#### [DO THIS]
Count how many lines in this material contain "table". The answer is that number alone.

#### [SOURCE MATERIAL]
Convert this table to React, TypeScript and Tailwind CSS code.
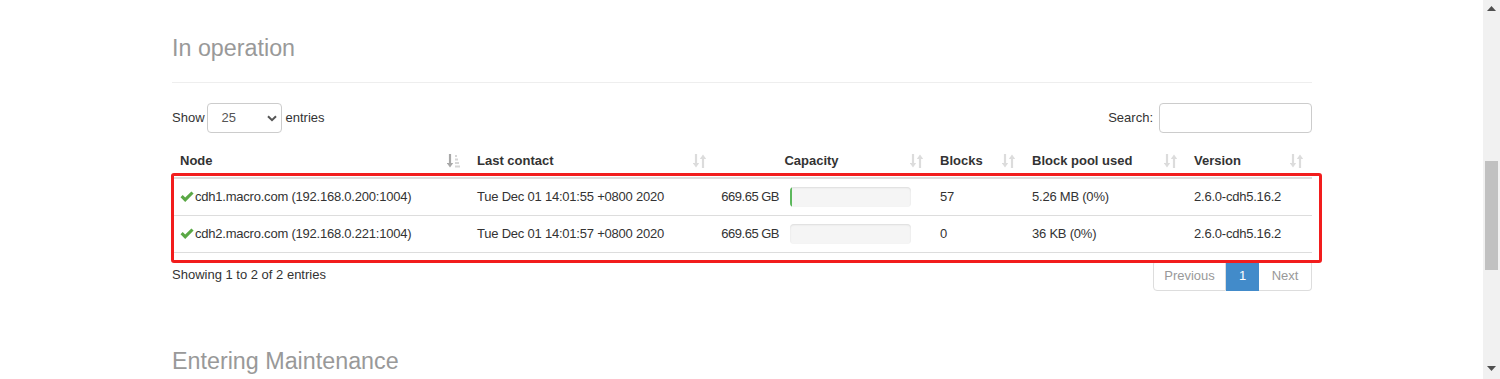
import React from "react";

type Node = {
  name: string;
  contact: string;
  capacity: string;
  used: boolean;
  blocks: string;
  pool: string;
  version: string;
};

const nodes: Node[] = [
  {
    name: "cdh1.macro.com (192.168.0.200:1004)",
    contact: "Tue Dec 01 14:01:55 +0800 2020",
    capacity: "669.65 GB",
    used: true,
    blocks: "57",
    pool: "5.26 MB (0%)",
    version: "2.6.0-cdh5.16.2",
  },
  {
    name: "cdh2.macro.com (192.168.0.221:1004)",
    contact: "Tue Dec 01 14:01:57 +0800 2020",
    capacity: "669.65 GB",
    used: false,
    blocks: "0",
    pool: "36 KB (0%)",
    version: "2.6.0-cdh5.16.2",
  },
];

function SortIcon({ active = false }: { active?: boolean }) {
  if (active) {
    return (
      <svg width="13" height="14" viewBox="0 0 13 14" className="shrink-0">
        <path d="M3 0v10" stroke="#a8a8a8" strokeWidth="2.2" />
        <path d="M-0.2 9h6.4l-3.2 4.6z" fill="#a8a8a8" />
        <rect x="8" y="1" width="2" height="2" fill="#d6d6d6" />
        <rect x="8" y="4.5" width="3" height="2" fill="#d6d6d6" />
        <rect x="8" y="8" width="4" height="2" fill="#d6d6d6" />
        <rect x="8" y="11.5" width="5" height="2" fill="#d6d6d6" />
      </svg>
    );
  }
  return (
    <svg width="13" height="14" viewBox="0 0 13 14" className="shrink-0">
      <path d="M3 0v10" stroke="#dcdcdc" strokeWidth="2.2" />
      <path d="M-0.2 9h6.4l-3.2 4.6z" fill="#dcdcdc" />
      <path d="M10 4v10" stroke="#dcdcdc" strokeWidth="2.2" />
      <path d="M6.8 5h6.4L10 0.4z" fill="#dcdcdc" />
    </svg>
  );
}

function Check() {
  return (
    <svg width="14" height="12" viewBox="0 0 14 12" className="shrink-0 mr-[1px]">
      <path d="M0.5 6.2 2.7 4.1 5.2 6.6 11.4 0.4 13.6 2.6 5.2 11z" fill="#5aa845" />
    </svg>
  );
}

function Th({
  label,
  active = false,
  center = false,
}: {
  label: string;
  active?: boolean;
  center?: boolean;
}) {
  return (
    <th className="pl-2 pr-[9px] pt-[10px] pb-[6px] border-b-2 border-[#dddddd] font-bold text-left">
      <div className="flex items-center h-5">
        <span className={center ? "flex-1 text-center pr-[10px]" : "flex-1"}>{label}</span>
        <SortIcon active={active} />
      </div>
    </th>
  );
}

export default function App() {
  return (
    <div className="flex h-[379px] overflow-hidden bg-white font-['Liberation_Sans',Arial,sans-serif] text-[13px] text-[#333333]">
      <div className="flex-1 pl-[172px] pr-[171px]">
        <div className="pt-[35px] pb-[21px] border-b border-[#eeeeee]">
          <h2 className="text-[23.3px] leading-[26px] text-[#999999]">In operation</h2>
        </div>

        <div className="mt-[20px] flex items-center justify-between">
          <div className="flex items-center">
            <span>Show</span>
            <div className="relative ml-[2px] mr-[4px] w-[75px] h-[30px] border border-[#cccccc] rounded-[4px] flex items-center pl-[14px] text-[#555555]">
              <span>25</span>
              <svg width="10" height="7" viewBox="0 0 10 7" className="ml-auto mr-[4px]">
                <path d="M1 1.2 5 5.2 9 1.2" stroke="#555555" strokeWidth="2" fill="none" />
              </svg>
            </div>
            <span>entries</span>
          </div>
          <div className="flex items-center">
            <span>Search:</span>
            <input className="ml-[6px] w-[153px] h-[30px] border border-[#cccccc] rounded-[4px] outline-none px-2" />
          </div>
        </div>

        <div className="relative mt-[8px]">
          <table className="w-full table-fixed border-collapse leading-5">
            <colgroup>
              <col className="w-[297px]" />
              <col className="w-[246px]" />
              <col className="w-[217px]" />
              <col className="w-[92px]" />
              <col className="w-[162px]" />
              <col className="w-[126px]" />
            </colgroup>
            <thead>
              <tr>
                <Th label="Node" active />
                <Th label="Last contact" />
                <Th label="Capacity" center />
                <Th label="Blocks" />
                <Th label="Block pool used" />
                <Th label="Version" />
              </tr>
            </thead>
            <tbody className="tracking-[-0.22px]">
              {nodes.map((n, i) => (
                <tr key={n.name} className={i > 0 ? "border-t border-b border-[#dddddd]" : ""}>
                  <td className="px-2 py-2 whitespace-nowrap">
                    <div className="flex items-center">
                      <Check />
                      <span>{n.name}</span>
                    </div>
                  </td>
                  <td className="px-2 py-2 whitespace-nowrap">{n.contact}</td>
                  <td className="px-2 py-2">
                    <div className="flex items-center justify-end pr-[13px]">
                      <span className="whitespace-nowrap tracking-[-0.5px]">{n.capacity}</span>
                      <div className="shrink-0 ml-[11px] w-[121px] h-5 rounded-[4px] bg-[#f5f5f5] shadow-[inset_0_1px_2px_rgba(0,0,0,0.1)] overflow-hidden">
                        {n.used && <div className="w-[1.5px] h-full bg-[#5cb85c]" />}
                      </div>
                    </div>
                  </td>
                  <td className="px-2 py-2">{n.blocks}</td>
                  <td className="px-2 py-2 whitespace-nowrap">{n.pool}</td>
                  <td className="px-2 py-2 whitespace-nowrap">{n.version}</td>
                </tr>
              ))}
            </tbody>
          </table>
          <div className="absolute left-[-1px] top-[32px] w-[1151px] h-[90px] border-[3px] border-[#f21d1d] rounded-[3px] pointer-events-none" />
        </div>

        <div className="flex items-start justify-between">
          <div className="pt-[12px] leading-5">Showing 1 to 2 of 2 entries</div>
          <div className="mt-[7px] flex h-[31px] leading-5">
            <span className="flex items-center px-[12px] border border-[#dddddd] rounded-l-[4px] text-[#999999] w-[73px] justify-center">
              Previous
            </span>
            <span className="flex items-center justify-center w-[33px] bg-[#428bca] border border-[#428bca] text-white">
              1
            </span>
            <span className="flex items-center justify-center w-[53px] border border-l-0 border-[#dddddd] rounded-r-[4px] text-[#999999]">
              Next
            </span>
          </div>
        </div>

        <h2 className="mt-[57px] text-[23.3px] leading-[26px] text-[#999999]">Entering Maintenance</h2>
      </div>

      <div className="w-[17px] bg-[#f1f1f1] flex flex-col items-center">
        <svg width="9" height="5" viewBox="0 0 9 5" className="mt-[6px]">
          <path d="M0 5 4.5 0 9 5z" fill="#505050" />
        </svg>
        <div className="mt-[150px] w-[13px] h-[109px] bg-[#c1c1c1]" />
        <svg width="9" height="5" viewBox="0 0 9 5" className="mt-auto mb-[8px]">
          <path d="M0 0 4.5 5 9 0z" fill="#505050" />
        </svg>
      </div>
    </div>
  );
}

#### [ANSWER FOR THIS EXERCISE]
3